Case in point. I was an RA for a year back in college. Because of my (chuckle) “authority” position, I was once asked to referee a night of intramural volleyball games. If I’m lucky I know half the rules of volleyball.

“Wait, if it hits the line is that in or out?”

But suddenly there I was making crucial decisions about which teams advanced to the next round – all because I was willing to carry around a walkie talkie three days a week in exchange for free room and board.

I know there’s a guy out there somewhere still seething after all these years muttering to himself, “If it wasn’t for that damned RA, I could be relaxing in my old 1998 Flagler College Intramural Volleyball Champions T-Shirt right at this very minute!” And to you, I’m truly sorry buddy. I now share your pain.

So that’s basically it. What it comes down to is that it’s pretty useless to weep or seethe or even spend time writing a sarcastic blog post when you get rejected. Just analyze your work, make it better, and keep on plowing ahead.

But in the end my best piece of advice here is…

Wait… wait. I’m having an inner vision.


Sorry, I have to go. I have a bangin’ script idea.

I’m going to win for sure next year.

photo credit: Renato Ganoza via photopin cc

One Comment

  1. This is really interesting to read from a writer’s point of view! Me, I dread turbulence and conflict in tv/movies… and in real life. Well…. if I’m watching The Sopranos or an action movie, okay.
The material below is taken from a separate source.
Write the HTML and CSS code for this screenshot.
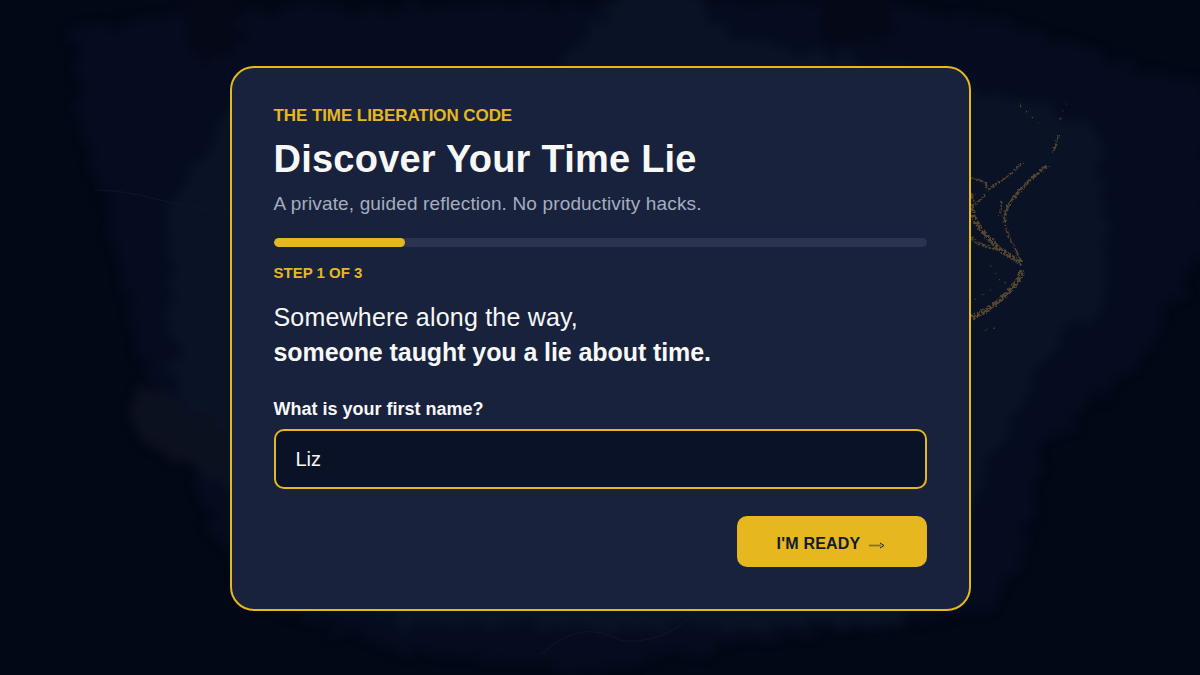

But if it’s a feel good movie or comedy, I always sort of hated the idea that there *has* to be some conflict. When I was a kid, I loved it when there was no drama and everything went well and everyone got along and lived happily ever after. I was relieved that nothing bad happened. To this day, I am still like that a lot of the time.

    Reading your article here was my very first realization that the majority of people DON’T want that, and that’s why it’s so so so rare to find that in movies or tv, ever.